Find the differences between btrfs snapshots, no quota activation in btrfs needed!

Btrfs, as a CoW filesystem, has a problem identifying the size of a snapshot and the differences between snapshots. By using python-btrfs, it is possible to parse the metadata of a btrfs filesystem and find the differences between subvolumes/snapshots.

Currently implemented functionality:

This tool can approximately identify how much space will be freed when a snapshot is deleted.

How it works:

This tool identifies all subvolumes of a btrfs filesystem. For each subvolume all file extents which are not inline are parsed and kept. All other items are ignored.

Thus, we create a tree of extents & ranges together with the snapshots that use them:

  1. file extent 1
    1. range1: [Snapshot 1, Snapshot 2]
    2. range2: [Snapshot 3]
    3. ...
  2. file extent 2
    1. range1: [...]
    2. range2: [...]

Now, the actual disk size of Snapshot 1 can be extracted from each file extent

Usage:

python-btrfs must be installed.

Program is single threaded, it could use a lot of memory and it puts a lot of read stress in disks. It could take many minutes. ionice it & monitor its memory usage. Memory usage & execution time depend on the dataset. The program does not perform any write operations.
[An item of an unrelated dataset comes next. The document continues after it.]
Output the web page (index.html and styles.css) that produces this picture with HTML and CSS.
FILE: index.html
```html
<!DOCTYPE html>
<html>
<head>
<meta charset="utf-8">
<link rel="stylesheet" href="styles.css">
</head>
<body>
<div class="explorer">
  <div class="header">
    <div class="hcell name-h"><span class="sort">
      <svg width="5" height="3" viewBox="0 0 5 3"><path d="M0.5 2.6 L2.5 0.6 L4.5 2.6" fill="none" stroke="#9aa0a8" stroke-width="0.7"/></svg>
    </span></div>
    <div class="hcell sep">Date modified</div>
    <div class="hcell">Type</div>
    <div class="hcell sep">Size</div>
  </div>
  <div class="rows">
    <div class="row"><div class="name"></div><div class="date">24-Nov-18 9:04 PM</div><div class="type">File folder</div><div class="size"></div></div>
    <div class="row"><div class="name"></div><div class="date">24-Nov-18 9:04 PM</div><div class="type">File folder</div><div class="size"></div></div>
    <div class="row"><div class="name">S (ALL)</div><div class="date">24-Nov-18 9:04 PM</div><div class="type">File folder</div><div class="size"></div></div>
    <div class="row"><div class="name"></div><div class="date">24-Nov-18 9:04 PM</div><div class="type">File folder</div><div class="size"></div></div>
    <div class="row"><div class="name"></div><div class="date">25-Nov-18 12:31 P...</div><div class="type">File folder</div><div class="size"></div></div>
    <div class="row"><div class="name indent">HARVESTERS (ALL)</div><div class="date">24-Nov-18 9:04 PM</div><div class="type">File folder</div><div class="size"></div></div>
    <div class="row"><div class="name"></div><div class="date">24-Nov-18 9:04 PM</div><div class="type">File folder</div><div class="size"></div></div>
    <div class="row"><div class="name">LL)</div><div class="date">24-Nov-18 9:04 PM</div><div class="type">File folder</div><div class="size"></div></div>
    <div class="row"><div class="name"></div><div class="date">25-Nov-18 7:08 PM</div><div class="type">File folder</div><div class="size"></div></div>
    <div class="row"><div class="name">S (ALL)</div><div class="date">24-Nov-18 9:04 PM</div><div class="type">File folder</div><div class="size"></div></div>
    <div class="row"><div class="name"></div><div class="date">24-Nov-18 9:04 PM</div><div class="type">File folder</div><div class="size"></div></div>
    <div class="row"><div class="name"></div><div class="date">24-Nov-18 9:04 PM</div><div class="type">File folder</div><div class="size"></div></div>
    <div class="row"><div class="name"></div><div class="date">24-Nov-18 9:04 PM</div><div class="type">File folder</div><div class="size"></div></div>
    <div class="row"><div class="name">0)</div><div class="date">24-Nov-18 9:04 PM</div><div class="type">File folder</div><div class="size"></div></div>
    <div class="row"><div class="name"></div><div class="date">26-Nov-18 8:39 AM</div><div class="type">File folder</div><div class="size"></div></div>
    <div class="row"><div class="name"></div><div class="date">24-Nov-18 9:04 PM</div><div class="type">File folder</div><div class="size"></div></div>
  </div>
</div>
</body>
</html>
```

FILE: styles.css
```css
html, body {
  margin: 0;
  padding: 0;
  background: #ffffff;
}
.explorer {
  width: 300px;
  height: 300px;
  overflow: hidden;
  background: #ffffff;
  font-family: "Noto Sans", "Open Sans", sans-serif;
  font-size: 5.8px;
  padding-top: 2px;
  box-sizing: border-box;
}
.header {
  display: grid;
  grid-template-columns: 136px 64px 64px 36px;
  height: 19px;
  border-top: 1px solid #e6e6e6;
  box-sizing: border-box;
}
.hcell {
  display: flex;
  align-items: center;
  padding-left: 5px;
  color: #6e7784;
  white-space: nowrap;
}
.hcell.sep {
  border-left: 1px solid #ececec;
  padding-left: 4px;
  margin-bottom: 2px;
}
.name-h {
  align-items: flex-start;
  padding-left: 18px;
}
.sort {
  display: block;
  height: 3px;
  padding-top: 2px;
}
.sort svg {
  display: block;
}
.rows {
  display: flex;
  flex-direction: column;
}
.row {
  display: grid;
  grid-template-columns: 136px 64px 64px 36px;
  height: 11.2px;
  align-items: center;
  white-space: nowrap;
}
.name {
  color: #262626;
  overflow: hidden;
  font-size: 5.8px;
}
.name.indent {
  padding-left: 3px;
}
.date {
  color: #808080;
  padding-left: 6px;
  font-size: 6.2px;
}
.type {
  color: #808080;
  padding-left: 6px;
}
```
Do not modify subvolume/snapshot during execution. Try not to write any data to any subvolume or execute dedup programs in parallel.

subvolume.py [-u] [-f] [-r <root tree, default 5>] /path/to/btrfs/ [ -i | -o ] [<subvolume id1> <subvolume id2>]

-u calculates the unique data occupied by each snapshot. Thus, -r makes no sense. Specifying subvolumes to ignore can mess with -u results because the specified subvolume data will not be parsed! -f finds the files that might contribute to the unique extents. -i makes the program to ignore the specified subvolumes, which is also the default behaviour if no -i or -o argument is specified but subvolumes are given. -o makes the program to analyze only the specified subvolumes.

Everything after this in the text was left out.